La toracentesi ha anche una valenza terapeutica: consente infatti di drenare versamenti pleurici di significativa entità con un immediato miglioramento nella respirazione del paziente.
La complicanza più frequente della manovra è costituita dalla formazione di una falda di pneumotorace (ovvero presenza di aria libera nel cavo pleurico). Per questo è consigliabile effettuare una radiografia del torace di controllo, subito dopo la toracentesi stessa.

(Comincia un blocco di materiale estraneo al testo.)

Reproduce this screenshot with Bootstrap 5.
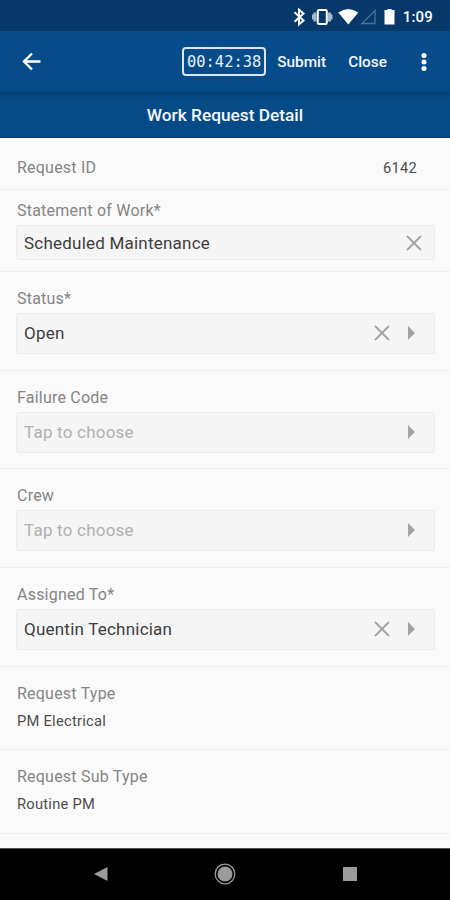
<!DOCTYPE html>
<html lang="en">
<head>
<meta charset="utf-8">
<meta name="viewport" content="width=device-width, initial-scale=1">
<title>Work Request Detail</title>
<link href="https://cdn.jsdelivr.net/npm/bootstrap@5.3.0/dist/css/bootstrap.min.css" rel="stylesheet">
<style>
body { font-family: Roboto, "Liberation Sans", sans-serif; background: #fafafa; height: 900px; overflow: hidden; line-height: 20px; }
svg { display: block; flex: none; }
.status-bar { height: 31px; background: #06386a; padding: 2px 17px 0 0; }
.status-time { font-size: 15px; font-weight: 500; letter-spacing: .2px; margin-left: 7px; }
.app-bar { height: 61px; background: #064b8a; padding: 1px 22px 0 22px; font-size: 15.4px; font-weight: 500; }
.timer { width: 84px; height: 29px; margin-bottom: 2px; border: 2px solid #dce5f5; border-radius: 4px; font: 15.4px/25px "DejaVu Sans Mono", "Liberation Mono", monospace; padding-top: 1px; color: #e9f0fc; }
.bar-action { padding: 0; border: 0; background: none; color: #f4f7ff; font-weight: 500; line-height: 20px; }
.submit-action { margin-left: 11px; margin-right: 22px; }
.menu-icon { margin-left: 19px; }
.title-bar { height: 46px; padding-top: 1px; background: linear-gradient(#07406f 0, #064682 4px, #064a88 7px); border-bottom: 1px solid #053b78; font-size: 17.3px; font-weight: 500; color: #f4f7ff; }
.field-row { border-bottom: 1px solid #efefef; padding: 0 15px 0 17px; }
.h-id { height: 52px; }
.h-text { height: 82px; padding-top: 11px; }
.h-pick { height: 98.7px; padding-top: 17px; }
.h-info { height: 83.5px; padding-top: 17px; }
.field-label { font-size: 16px; line-height: 20px; color: #858585; letter-spacing: .22px; }
.field-value { font-size: 14.7px; color: #4d4d4d; letter-spacing: .25px; }
.id-value { margin-right: 18px; }
.info-value { margin-top: 7px; }
.field-box { height: 41px; margin: 4px 0 0 -1px; padding: 0 18px 1px 7px; background: #f5f5f5; border: 1px solid #ebebeb; border-radius: 3px; font-size: 17px; letter-spacing: .22px; color: #3d3d3d; }
.h-text .field-box { height: 35px; padding-right: 12px; padding-bottom: 0; }
.empty-box { color: #b0b0b0; }
.nav-keys { height: 52px; background: #000; border-top: 1px solid #555; padding-bottom: 2px; }
</style>
</head>
<body class="d-flex flex-column">
<header class="text-white">
  <div class="status-bar d-flex align-items-center justify-content-end">
    <svg width="103" height="22" viewBox="0 0 103 22" fill="#fff">
      <path d="M1.500 6.300 10.500 14.500 6 18.300V3.700L10.500 7.500 1.500 15.700" fill="none" stroke="#fff" stroke-width="2"/>
      <path d="M19 8.500h1.500V6.500h3v9h-3v-2H19zM39.500 8.500H38V6.500h-3v9h3v-2h1.500z" opacity=".65"/>
      <rect x="24.800" y="4" width="9" height="14" rx="1.200" fill="none" stroke="#fff" stroke-width="2"/>
      <path d="M45.300 6.500Q55.300-.500 65.300 6.500L55.300 18.500z"/>
      <path d="M82 4.500V17.500H69z" fill="none" stroke="#4b739d" stroke-width="1.300"/>
      <path d="M94.500 4V3h4v1h3v14.500h-10V4z"/>
    </svg>
    <span class="status-time">1:09</span>
  </div>
  <div class="app-bar d-flex align-items-center">
    <svg width="19" height="20" viewBox="0 0 19 20" fill="none" stroke="#fff" stroke-width="2.400"><path d="M18.500 9.500H2M10 1.500 2 9.500 10 17.500"/></svg>
    <div class="timer text-center ms-auto">00:42:38</div>
    <button class="bar-action submit-action">Submit</button>
    <button class="bar-action">Close</button>
    <svg class="menu-icon ps-2" width="22" height="22" viewBox="0 0 14 22" fill="#fff"><circle cx="10" cy="4.500" r="2.500"/><circle cx="10" cy="11" r="2.500"/><circle cx="10" cy="17.500" r="2.500"/></svg>
  </div>
  <div class="title-bar d-flex align-items-center justify-content-center">Work Request Detail</div>
</header>
<main class="flex-grow-1">
  <div class="field-row h-id d-flex align-items-center justify-content-between pt-2">
    <span class="field-label">Request ID</span><span class="field-value id-value">6142</span>
  </div>
  <div class="field-row h-text">
    <div class="field-label">Statement of Work*</div>
    <div class="field-box d-flex align-items-center justify-content-between">Scheduled Maintenance
      <svg width="16" height="16" viewBox="0 0 16 16" stroke="#a3a3a3" stroke-width="1.800"><path d="M1 1 15 15M15 1 1 15"/></svg>
    </div>
  </div>
  <div class="field-row h-pick">
    <div class="field-label">Status*</div>
    <div class="field-box d-flex align-items-center">Open
      <svg class="ms-auto" width="16" height="16" viewBox="0 0 16 16" stroke="#a3a3a3" stroke-width="1.800"><path d="M1 1 15 15M15 1 1 15"/></svg>
      <svg class="ms-3" width="10" height="14" viewBox="0 0 10 14" fill="#a3a3a3"><path d="M2 0 9 7 2 14z"/></svg>
    </div>
  </div>
  <div class="field-row h-pick">
    <div class="field-label">Failure Code</div>
    <div class="field-box empty-box d-flex align-items-center justify-content-between">Tap to choose
      <svg width="10" height="14" viewBox="0 0 10 14" fill="#a3a3a3"><path d="M2 0 9 7 2 14z"/></svg>
    </div>
  </div>
  <div class="field-row h-pick">
    <div class="field-label">Crew</div>
    <div class="field-box empty-box d-flex align-items-center justify-content-between">Tap to choose
      <svg width="10" height="14" viewBox="0 0 10 14" fill="#a3a3a3"><path d="M2 0 9 7 2 14z"/></svg>
    </div>
  </div>
  <div class="field-row h-pick">
    <div class="field-label">Assigned To*</div>
    <div class="field-box d-flex align-items-center">Quentin Technician
      <svg class="ms-auto" width="16" height="16" viewBox="0 0 16 16" stroke="#a3a3a3" stroke-width="1.800"><path d="M1 1 15 15M15 1 1 15"/></svg>
      <svg class="ms-3" width="10" height="14" viewBox="0 0 10 14" fill="#a3a3a3"><path d="M2 0 9 7 2 14z"/></svg>
    </div>
  </div>
  <div class="field-row h-info">
    <div class="field-label">Request Type</div>
    <div class="field-value info-value">PM Electrical</div>
  </div>
  <div class="field-row h-info">
    <div class="field-label">Request Sub Type</div>
    <div class="field-value info-value">Routine PM</div>
  </div>
</main>
<footer class="nav-keys d-flex align-items-center justify-content-center">
  <svg width="270" height="24" viewBox="0 0 270 24" fill="#9b9b9b">
    <path d="M4 12 17.500 5v14z"/>
    <circle cx="135" cy="12" r="7.500"/><circle cx="135" cy="12" r="9.800" fill="none" stroke="#9b9b9b" stroke-width="1.300"/>
    <path d="M253 5h14v14h-14z"/>
  </svg>
</footer>
<script src="https://cdn.jsdelivr.net/npm/bootstrap@5.3.0/dist/js/bootstrap.bundle.min.js"></script>
</body>
</html>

Qualora con tutte le indagini sino ad ora esposte non si riescano a ottenere una precisa diagnosi istologica e/o una corretta stadiazione della malattia, è necessario ricorrere a manovre di pertinenza chirurgica. Tutte queste indagini necessitano di consulenza anestesiologica e comportano il ricovero del paziente. Queste indagini non sono effettuate di routine, ma nolo nel caso di reale necessità e comprendono:
1. Mediastinoscopia cervicale.
Consente, tramite un’incisione a livello del giugulo,, di esplorare la metà superiore del mediastino compresi tessuti che circondano la porzione intratoracica della trachea, la biforcazione tracheale e la porzione prossimale del bronchi principali.
2. Mediastinoscopia cervicale estesa.
Consente di valutare stadiazioni linfonodali aggiuntive rispetto alla precedente.
3. Mediastinoscopia anteriore.
Ha una cicatrice di accesso più ampia delle precedenti e consente anche una valutazione della operabilità di carcinomi del lobo superiore sinistro.
4. Toracoscopia video assistita (VATS)
Consente, tramite l’inserimento di uno strumento a fibre ottiche attraverso una piccola incisione nella parete toracica, di esaminare direttamente la pleura viscerale e parietale e di eseguire biopsie pleuriche mirate.